## STATED PROBLEM
Omit the pictures and print exactly the lines of the listing below, starting at the first and ending at the line containing "const draft = ref('')".
········
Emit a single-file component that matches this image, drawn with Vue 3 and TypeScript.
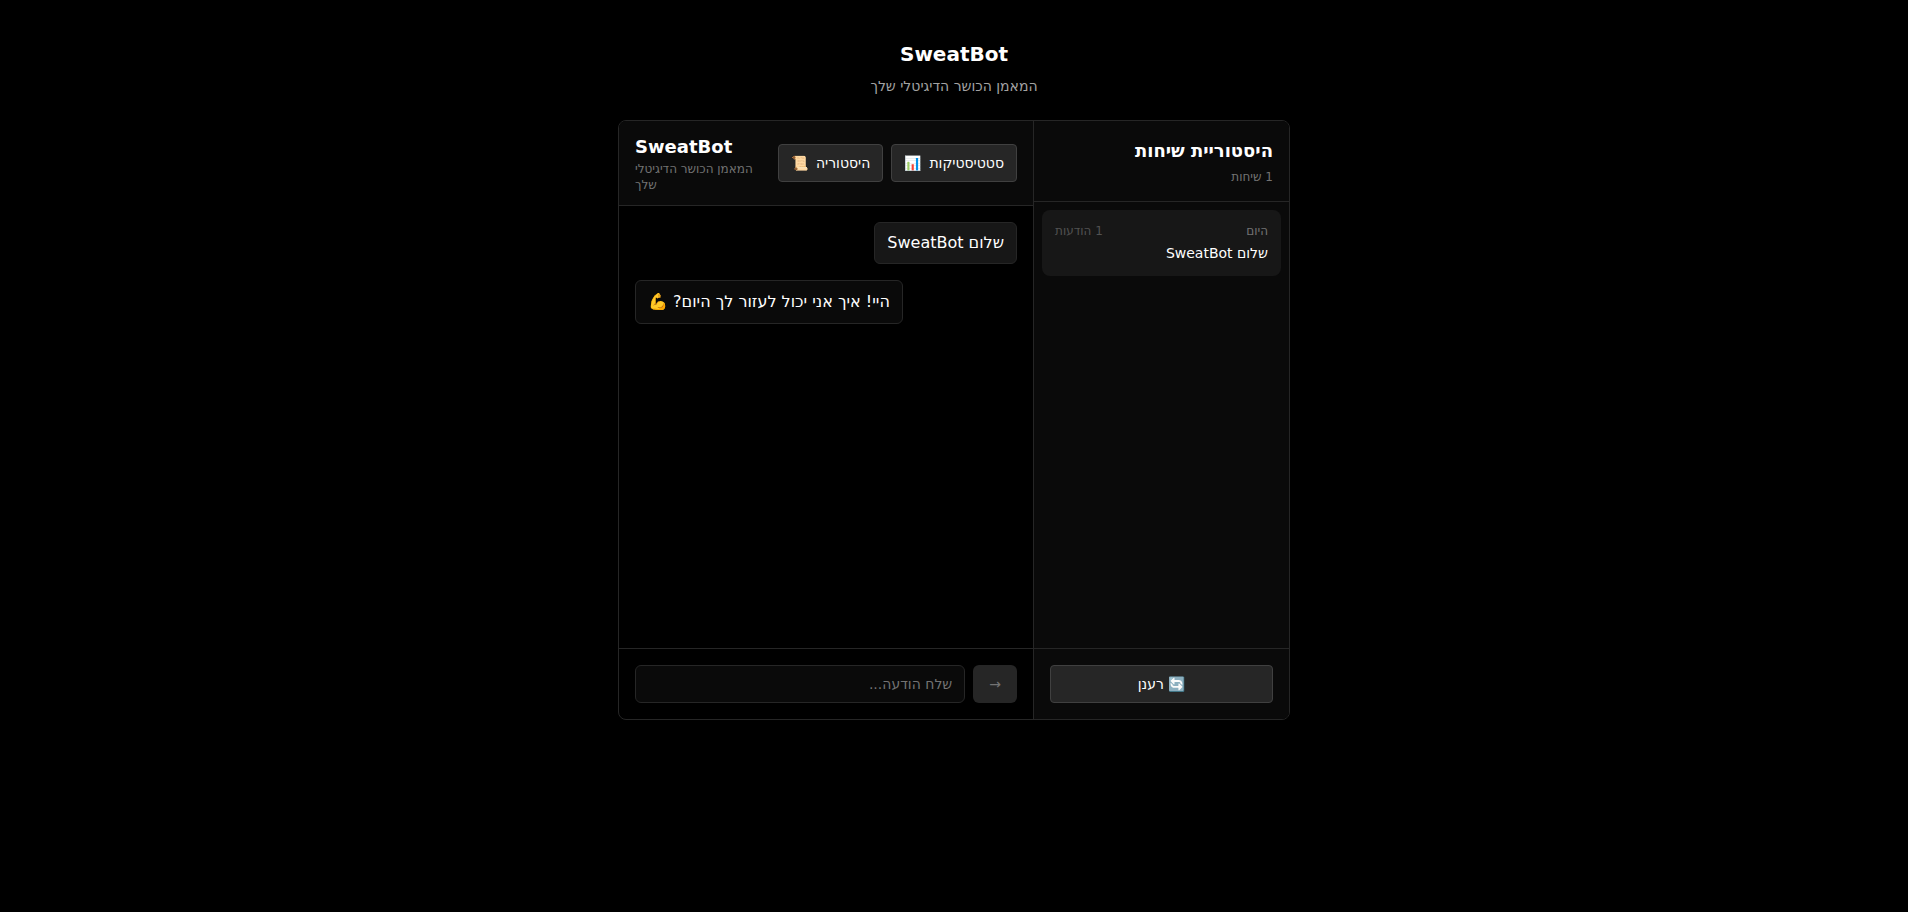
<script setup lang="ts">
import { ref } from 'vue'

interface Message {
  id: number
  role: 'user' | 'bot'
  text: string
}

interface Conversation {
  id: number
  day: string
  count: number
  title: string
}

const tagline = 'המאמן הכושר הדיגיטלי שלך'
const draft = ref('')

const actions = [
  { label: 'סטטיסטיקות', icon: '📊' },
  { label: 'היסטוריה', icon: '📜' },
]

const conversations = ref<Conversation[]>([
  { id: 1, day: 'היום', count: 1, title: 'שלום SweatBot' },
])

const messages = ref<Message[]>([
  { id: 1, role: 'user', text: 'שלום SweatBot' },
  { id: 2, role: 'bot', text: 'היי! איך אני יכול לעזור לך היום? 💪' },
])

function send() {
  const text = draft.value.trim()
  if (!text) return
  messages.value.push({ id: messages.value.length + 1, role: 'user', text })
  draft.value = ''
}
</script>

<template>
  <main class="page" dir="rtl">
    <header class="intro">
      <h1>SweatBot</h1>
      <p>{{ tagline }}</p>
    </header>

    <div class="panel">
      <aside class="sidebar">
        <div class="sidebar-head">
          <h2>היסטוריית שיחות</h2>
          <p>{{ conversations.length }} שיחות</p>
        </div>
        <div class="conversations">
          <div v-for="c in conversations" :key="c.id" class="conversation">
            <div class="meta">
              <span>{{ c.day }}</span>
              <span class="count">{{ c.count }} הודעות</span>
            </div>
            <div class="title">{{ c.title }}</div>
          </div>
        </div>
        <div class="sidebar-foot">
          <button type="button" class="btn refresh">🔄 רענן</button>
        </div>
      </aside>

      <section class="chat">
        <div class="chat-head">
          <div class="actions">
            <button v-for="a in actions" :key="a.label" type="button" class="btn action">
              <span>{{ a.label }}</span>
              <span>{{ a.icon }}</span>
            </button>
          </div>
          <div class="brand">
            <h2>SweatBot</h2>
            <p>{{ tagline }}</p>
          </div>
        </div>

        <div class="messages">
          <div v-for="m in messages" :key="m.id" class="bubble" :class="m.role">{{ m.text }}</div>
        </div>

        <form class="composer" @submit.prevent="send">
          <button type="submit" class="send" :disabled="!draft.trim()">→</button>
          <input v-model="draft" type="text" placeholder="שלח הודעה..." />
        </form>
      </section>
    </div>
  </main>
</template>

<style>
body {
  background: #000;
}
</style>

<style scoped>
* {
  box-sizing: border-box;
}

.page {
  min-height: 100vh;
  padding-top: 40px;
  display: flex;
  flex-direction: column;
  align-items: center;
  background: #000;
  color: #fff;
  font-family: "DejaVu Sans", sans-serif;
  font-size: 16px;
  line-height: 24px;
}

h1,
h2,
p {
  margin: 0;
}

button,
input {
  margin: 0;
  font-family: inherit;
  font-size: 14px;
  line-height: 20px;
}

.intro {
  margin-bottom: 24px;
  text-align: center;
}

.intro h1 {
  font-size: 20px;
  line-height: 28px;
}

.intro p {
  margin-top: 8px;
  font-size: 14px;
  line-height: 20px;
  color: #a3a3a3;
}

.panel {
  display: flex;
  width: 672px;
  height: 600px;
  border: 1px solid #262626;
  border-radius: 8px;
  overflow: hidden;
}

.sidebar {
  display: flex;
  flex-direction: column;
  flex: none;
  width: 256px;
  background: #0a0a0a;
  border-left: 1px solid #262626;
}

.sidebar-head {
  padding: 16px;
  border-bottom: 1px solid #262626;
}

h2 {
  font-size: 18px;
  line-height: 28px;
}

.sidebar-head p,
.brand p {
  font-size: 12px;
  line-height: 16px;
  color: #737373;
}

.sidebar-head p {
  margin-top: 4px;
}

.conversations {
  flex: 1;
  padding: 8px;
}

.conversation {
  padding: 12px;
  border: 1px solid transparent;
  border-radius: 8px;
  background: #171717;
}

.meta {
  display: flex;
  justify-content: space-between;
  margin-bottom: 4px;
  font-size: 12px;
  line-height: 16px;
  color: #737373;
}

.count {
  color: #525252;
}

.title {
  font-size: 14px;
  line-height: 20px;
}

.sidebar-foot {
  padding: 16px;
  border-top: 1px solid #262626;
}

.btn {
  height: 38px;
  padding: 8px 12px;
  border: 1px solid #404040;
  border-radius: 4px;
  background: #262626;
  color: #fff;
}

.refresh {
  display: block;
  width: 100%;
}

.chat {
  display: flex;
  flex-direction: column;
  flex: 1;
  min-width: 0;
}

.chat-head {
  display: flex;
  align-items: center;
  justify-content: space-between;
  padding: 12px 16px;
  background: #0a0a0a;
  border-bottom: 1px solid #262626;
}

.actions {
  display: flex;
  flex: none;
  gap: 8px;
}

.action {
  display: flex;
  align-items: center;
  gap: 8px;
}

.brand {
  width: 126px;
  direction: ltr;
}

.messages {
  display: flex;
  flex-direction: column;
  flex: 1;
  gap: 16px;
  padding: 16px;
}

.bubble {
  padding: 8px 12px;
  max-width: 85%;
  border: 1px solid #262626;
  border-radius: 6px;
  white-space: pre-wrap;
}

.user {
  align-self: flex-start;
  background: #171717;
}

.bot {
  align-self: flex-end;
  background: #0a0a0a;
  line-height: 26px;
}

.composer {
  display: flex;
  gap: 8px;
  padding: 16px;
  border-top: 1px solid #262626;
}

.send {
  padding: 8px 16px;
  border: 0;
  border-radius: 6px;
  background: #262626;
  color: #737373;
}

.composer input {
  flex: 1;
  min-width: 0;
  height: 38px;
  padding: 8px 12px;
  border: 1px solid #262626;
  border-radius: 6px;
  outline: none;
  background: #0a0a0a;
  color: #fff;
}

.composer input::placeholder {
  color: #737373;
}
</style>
········
## EXERCISE ANSWER
Emit a single-file component that matches this image, drawn with Vue 3 and TypeScript.
<script setup lang="ts">
import { ref } from 'vue'

interface Message {
  id: number
  role: 'user' | 'bot'
  text: string
}

interface Conversation {
  id: number
  day: string
  count: number
  title: string
}

const tagline = 'המאמן הכושר הדיגיטלי שלך'
const draft = ref('')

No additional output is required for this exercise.